# DATA SEGMENT
— start —
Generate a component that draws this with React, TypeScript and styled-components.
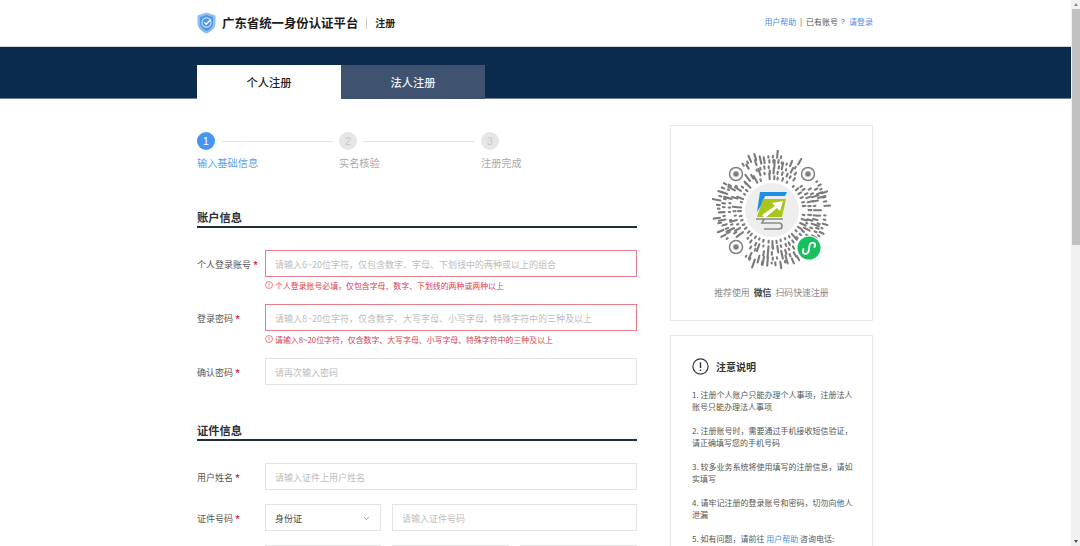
import React from 'react'
import styled, { createGlobalStyle } from 'styled-components'
import { ChevronDown } from 'lucide-react'

const GlobalStyle = createGlobalStyle`
  html, body {
    margin: 0;
    height: 546px;
    overflow: hidden;
    background: #fff;
    font-family: "Noto Sans CJK SC", "Liberation Sans", sans-serif;
  }
  * { box-sizing: border-box; }
`

const Page = styled.div`
  display: flex;
  width: 1080px;
  height: 546px;
  overflow: hidden;
`
const Main = styled.div`
  flex: 1;
  min-width: 0;
  overflow: hidden;
`
const Scrollbar = styled.aside`
  width: 9px;
  display: flex;
  flex-direction: column;
  align-items: center;
  background: #f1f1f1;
`
const ScrollArrow = styled.i<{ $down?: boolean }>`
  display: block;
  width: 0;
  height: 0;
  margin: ${(p) => (p.$down ? 'auto 0 3px' : '3px 0 2px')};
  border-left: 2.5px solid transparent;
  border-right: 2.5px solid transparent;
  border-bottom: ${(p) => (p.$down ? '0' : '3px solid #8a8a8a')};
  border-top: ${(p) => (p.$down ? '3px solid #505050' : '0')};
`
const ScrollThumb = styled.div`
  width: 8px;
  height: 236px;
  margin-top: 1px;
  background: #c1c1c1;
`

const Header = styled.header`
  height: 47px;
  padding: 0 198px 0 197px;
  display: flex;
  align-items: center;
  border-bottom: 1px solid #d4d4d4;
`
const BrandName = styled.div`
  margin: 0 0 1px 6px;
  font-size: 12.4px;
  font-weight: 700;
  color: #1b1b1b;
  white-space: nowrap;
`
const BrandDivider = styled.span`
  width: 1px;
  height: 11px;
  margin: 0 8px;
  background: #cfcfcf;
`
const BrandSub = styled.div`
  margin-bottom: 1px;
  font-size: 10px;
  font-weight: 700;
  color: #222;
`
const HeaderLinks = styled.nav`
  margin: 0 0 3px auto;
  display: flex;
  align-items: center;
  font-size: 8px;
  color: #555;
  white-space: nowrap;
`
const TextLink = styled.a`
  color: #4a90e8;
`
const LinkDivider = styled.span`
  margin: 0 4px 0 3.5px;
  color: #555;
`
const AskMark = styled.span`
  margin: 0 4px 0 2.5px;
  font-family: "Liberation Sans", sans-serif;
`

const Band = styled.div`
  height: 52px;
  padding-left: 197px;
  display: flex;
  align-items: flex-end;
  background: #0a2a4e;
  border-bottom: 1px solid #6f8197;
`
const Tab = styled.div<{ $active?: boolean }>`
  width: 144px;
  height: 34px;
  margin-bottom: -1px;
  display: flex;
  align-items: center;
  justify-content: center;
  font-size: 11.25px;
  font-weight: 500;
  color: ${(p) => (p.$active ? '#222' : '#f0f2f5')};
  background: ${(p) => (p.$active ? '#fff' : '#3f5270')};
`

const Content = styled.div`
  width: 676px;
  margin-left: 197px;
  padding-top: 26px;
  display: flex;
  justify-content: space-between;
`
const FormColumn = styled.div`
  width: 440px;
  padding-top: 7px;
`
const Steps = styled.div`
  display: grid;
  grid-template-columns: 142px 142px 60px;
`
const StepTop = styled.div`
  display: flex;
  align-items: center;
  height: 18px;
`
const StepDot = styled.span<{ $active?: boolean }>`
  flex: none;
  width: 18px;
  height: 18px;
  border-radius: 50%;
  display: flex;
  align-items: center;
  justify-content: center;
  font-family: "Liberation Sans", sans-serif;
  font-size: 10.5px;
  color: ${(p) => (p.$active ? '#fff' : '#c9c9c9')};
  background: ${(p) => (p.$active ? '#4596f2' : '#e6e6e6')};
`
const StepLine = styled.span`
  width: 112px;
  height: 1px;
  margin-left: 6px;
  background: #e2e2e2;
`
const StepLabel = styled.div<{ $active?: boolean }>`
  margin-top: 6px;
  font-size: 10.2px;
  line-height: 14px;
  white-space: nowrap;
  color: ${(p) => (p.$active ? '#5a9ff0' : '#a9a9a9')};
`

const SectionTitle = styled.h2<{ $gap: number }>`
  margin: ${(p) => p.$gap}px 0 22px;
  height: 20px;
  font-size: 11.25px;
  line-height: 18px;
  font-weight: 700;
  color: #2a2f36;
  border-bottom: 2px solid #1f2d3d;
`
const Field = styled.div`
  display: grid;
  grid-template-columns: 68px 1fr;
  margin-bottom: 14px;
`
const FieldLabel = styled.label`
  height: 27px;
  padding-top: 1px;
  display: flex;
  align-items: center;
  font-size: 9px;
  color: #555;
  white-space: nowrap;
`
const Star = styled.span`
  margin-left: 2px;
  font-size: 10px;
  font-weight: 700;
  color: #d8324a;
`
const FieldBody = styled.div`
  min-width: 0;
`
const InputRow = styled.div<{ $cols?: string }>`
  display: grid;
  grid-template-columns: ${(p) => p.$cols || '1fr'};
  gap: 11px;
`
const TextInput = styled.input<{ $invalid?: boolean }>`
  display: block;
  width: 100%;
  height: 27px;
  padding: 1px 9px 0;
  font-family: inherit;
  font-size: 9px;
  color: #333;
  background: #fff;
  border: 1px solid ${(p) => (p.$invalid ? '#e97e8b' : '#e3e3e3')};
  border-radius: 0;
  outline: none;
  &::placeholder {
    color: #bdbdbd;
    opacity: 1;
  }
`
const SelectBox = styled.div<{ $muted?: boolean }>`
  height: 27px;
  padding: 1px 9px 0;
  display: flex;
  align-items: center;
  justify-content: space-between;
  font-size: 9px;
  color: #444;
  background: ${(p) => (p.$muted ? '#f5f5f5' : '#fff')};
  border: 1px solid #e3e3e3;
  svg {
    color: #888;
  }
`
const ErrorText = styled.div`
  height: 14px;
  margin: 1px 0 -2px;
  display: flex;
  align-items: center;
  gap: 2px;
  font-size: 7.9px;
  color: #d8404f;
  white-space: nowrap;
`
const ErrorIcon = styled.svg`
  flex: none;
  width: 8px;
  height: 8px;
`

const SideColumn = styled.aside`
  width: 203px;
  display: flex;
  flex-direction: column;
  gap: 14px;
`
const QrCard = styled.div`
  height: 196px;
  padding-top: 24px;
  display: flex;
  flex-direction: column;
  align-items: center;
  border: 1px solid #e8e8e8;
`
const QrHint = styled.div`
  margin-top: 16px;
  font-size: 8.9px;
  line-height: 14px;
  color: #8a8a8a;
  white-space: nowrap;
  b {
    margin: 0 2px;
    font-weight: 700;
    color: #444;
  }
`
const NoticeCard = styled.div`
  height: 300px;
  padding: 22px 21px 0;
  border: 1px solid #e8e8e8;
`
const NoticeHead = styled.div`
  height: 16px;
  margin-bottom: 15px;
  display: flex;
  align-items: center;
  gap: 7px;
  font-size: 10px;
  font-weight: 700;
  color: #333;
`
const NoticeItem = styled.p`
  margin: 0 0 12px;
  font-size: 8px;
  line-height: 12px;
  color: #555;
  white-space: nowrap;
`

// the code in the picture is just radial dashes, so they are generated with a fixed seed
const makeDashes = () => {
  let seed = 27
  const rand = () => {
    seed = (seed * 16807) % 2147483647
    return seed / 2147483647
  }
  const eyes = [
    [-36, -36],
    [36, -36],
    [-36, 37],
    [37, 38],
  ]
  const dashes: number[][] = []
  for (const r of [31, 36.5, 42, 47.5, 52.5]) {
    const count = Math.round(r * 1.45)
    for (let i = 0; i < count; i++) {
      if (rand() < 0.18) continue
      const a = ((i + rand() * 0.3) / count) * Math.PI * 2
      const len = rand() < 0.35 ? 4 + rand() * 4.5 : 1 + rand() * 2
      const cos = Math.cos(a)
      const sin = Math.sin(a)
      const mx = cos * (r + len / 2)
      const my = sin * (r + len / 2)
      if (eyes.some(([x, y]) => Math.hypot(mx - x, my - y) < 11.5)) continue
      dashes.push([cos * r, sin * r, cos * (r + len), sin * (r + len)])
    }
  }
  return dashes
}
const dashes = makeDashes()

const ShieldLogo = () => (
  <svg width="19" height="22" viewBox="0 0 19 22">
    <path d="M9.5 0.5 L18.5 3.5 V11 C18.5 16 14.5 19.5 9.5 21.5 C4.5 19.5 0.5 16 0.5 11 V3.5 Z" fill="#8dbdf3" />
    <path d="M9.5 3 L16 5.2 V11 C16 14.8 13 17.3 9.5 19 C6 17.3 3 14.8 3 11 V5.2 Z" fill="#4d96ea" />
    <circle cx="9.5" cy="10.5" r="4.6" fill="none" stroke="#cfe3fa" strokeWidth="1.1" />
    <path d="M7.3 10.4 L9.2 12.3 L13.6 7.8" fill="none" stroke="#fff" strokeWidth="1.3" />
  </svg>
)

const InfoIcon = () => (
  <ErrorIcon viewBox="0 0 16 16">
    <circle cx="8" cy="8" r="7" fill="none" stroke="#d8404f" strokeWidth="1.3" />
    <path d="M8 3.8 V9.2 M8 10.8 V12.4" stroke="#d8404f" strokeWidth="1.4" />
  </ErrorIcon>
)

const Eye = ({ x, y }: { x: number; y: number }) => (
  <g>
    <circle cx={x} cy={y} r="6.5" fill="none" stroke="#808080" strokeWidth="1.5" />
    <circle cx={x} cy={y} r="2.8" fill="#808080" />
  </g>
)

const WxCode = () => (
  <svg width="120" height="120" viewBox="-60 -60 120 120">
    <g stroke="#7b7b7b" strokeWidth="2.1" strokeLinecap="round">
      {dashes.map((d, i) => (
        <line key={i} x1={d[0]} y1={d[1]} x2={d[2]} y2={d[3]} />
      ))}
    </g>
    <Eye x={-36} y={-36} />
    <Eye x={36} y={-36} />
    <Eye x={-36} y={37} />
    <circle cx="0" cy="0" r="27" fill="#eeeeee" />
    <path d="M-12 -18 H15 L13 -14 H-7 L-10 -6 L-15 2 Z" fill="#1d8fe0" />
    <path d="M-9 -11 H14 L10 7 H-15 Z" fill="#a6c61c" />
    <path d="M-10 5 L3 -4 L0 -7 L11 -9 L8 1 L5 -2 L-7 8 Z" fill="#fff" />
    <path d="M-16 9 H11 M-8 9 L-10 13 H7 C11 13 11 19 7 19 H-8" fill="none" stroke="#8a8a8a" strokeWidth="1.7" />
    <circle cx="37" cy="38" r="12.5" fill="#fff" />
    <circle cx="37" cy="38" r="11.5" fill="#17bf5f" />
    <path
      d="M31.5 39 C29 43.5 34.5 46 36.6 41.5 L37.6 35 C39.5 30.5 45 33 42.5 37"
      fill="none"
      stroke="#fff"
      strokeWidth="1.9"
      strokeLinecap="round"
    />
  </svg>
)

const App = () => (
  <Page>
    <GlobalStyle />
    <Main>
      <Header>
        <ShieldLogo />
        <BrandName>广东省统一身份认证平台</BrandName>
        <BrandDivider />
        <BrandSub>注册</BrandSub>
        <HeaderLinks>
          <TextLink>用户帮助</TextLink>
          <LinkDivider>|</LinkDivider>
          已有账号
          <AskMark>?</AskMark>
          <TextLink>请登录</TextLink>
        </HeaderLinks>
      </Header>
      <Band>
        <Tab $active>个人注册</Tab>
        <Tab>法人注册</Tab>
      </Band>
      <Content>
        <FormColumn>
          <Steps>
            <div>
              <StepTop>
                <StepDot $active>1</StepDot>
                <StepLine />
              </StepTop>
              <StepLabel $active>输入基础信息</StepLabel>
            </div>
            <div>
              <StepTop>
                <StepDot>2</StepDot>
                <StepLine />
              </StepTop>
              <StepLabel>实名核验</StepLabel>
            </div>
            <div>
              <StepTop>
                <StepDot>3</StepDot>
              </StepTop>
              <StepLabel>注册完成</StepLabel>
            </div>
          </Steps>

          <SectionTitle $gap={38}>账户信息</SectionTitle>
          <Field>
            <FieldLabel>个人登录账号<Star>*</Star></FieldLabel>
            <FieldBody>
              <TextInput $invalid placeholder="请输入6~20位字符，仅包含数字、字母、下划线中的两种或以上的组合" />
              <ErrorText><InfoIcon />个人登录账号必填，仅包含字母、数字、下划线的两种或两种以上</ErrorText>
            </FieldBody>
          </Field>
          <Field>
            <FieldLabel>登录密码<Star>*</Star></FieldLabel>
            <FieldBody>
              <TextInput $invalid placeholder="请输入8~20位字符，仅含数字、大写字母、小写字母、特殊字符中的三种及以上" />
              <ErrorText><InfoIcon />请输入8~20位字符，仅含数字、大写字母、小写字母、特殊字符中的三种及以上</ErrorText>
            </FieldBody>
          </Field>
          <Field>
            <FieldLabel>确认密码<Star>*</Star></FieldLabel>
            <FieldBody>
              <TextInput placeholder="请再次输入密码" />
            </FieldBody>
          </Field>

          <SectionTitle $gap={36}>证件信息</SectionTitle>
          <Field>
            <FieldLabel>用户姓名<Star>*</Star></FieldLabel>
            <FieldBody>
              <TextInput placeholder="请输入证件上用户姓名" />
            </FieldBody>
          </Field>
          <Field>
            <FieldLabel>证件号码<Star>*</Star></FieldLabel>
            <FieldBody>
              <InputRow $cols="116px 1fr">
                <SelectBox>
                  身份证
                  <ChevronDown size={9} />
                </SelectBox>
                <TextInput placeholder="请输入证件号码" />
              </InputRow>
            </FieldBody>
          </Field>
          <Field>
            <FieldLabel />
            <FieldBody>
              <InputRow $cols="116px 117px 1fr">
                <SelectBox $muted />
                <TextInput />
                <TextInput />
              </InputRow>
            </FieldBody>
          </Field>
        </FormColumn>

        <SideColumn>
          <QrCard>
            <WxCode />
            <QrHint>推荐使用 <b>微信</b> 扫码快速注册</QrHint>
          </QrCard>
          <NoticeCard>
            <NoticeHead>
              <svg width="17" height="17" viewBox="0 0 17 17">
                <circle cx="8.5" cy="8.5" r="7.6" fill="none" stroke="#333" strokeWidth="1.2" />
                <path d="M8.5 4.2 V10 M8.5 11.5 V13" stroke="#333" strokeWidth="1.4" />
              </svg>
              注意说明
            </NoticeHead>
            <NoticeItem>1. 注册个人账户只能办理个人事项，注册法人<br />账号只能办理法人事项</NoticeItem>
            <NoticeItem>2. 注册账号时，需要通过手机接收短信验证，<br />请正确填写您的手机号码</NoticeItem>
            <NoticeItem>3. 较多业务系统将使用填写的注册信息，请如<br />实填写</NoticeItem>
            <NoticeItem>4. 请牢记注册的登录账号和密码，切勿向他人<br />泄漏</NoticeItem>
            <NoticeItem>5. 如有问题，请前往 <TextLink>用户帮助</TextLink> 咨询电话:</NoticeItem>
          </NoticeCard>
        </SideColumn>
      </Content>
    </Main>
    <Scrollbar>
      <ScrollArrow />
      <ScrollThumb />
      <ScrollArrow $down />
    </Scrollbar>
  </Page>
)

export default App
— end —
# EXERCISE
Isolate the lines above that contain the word "with" and copy them.

# TASK SOLUTION
Generate a component that draws this with React, TypeScript and styled-components.
// the code in the picture is just radial dashes, so they are generated with a fixed seed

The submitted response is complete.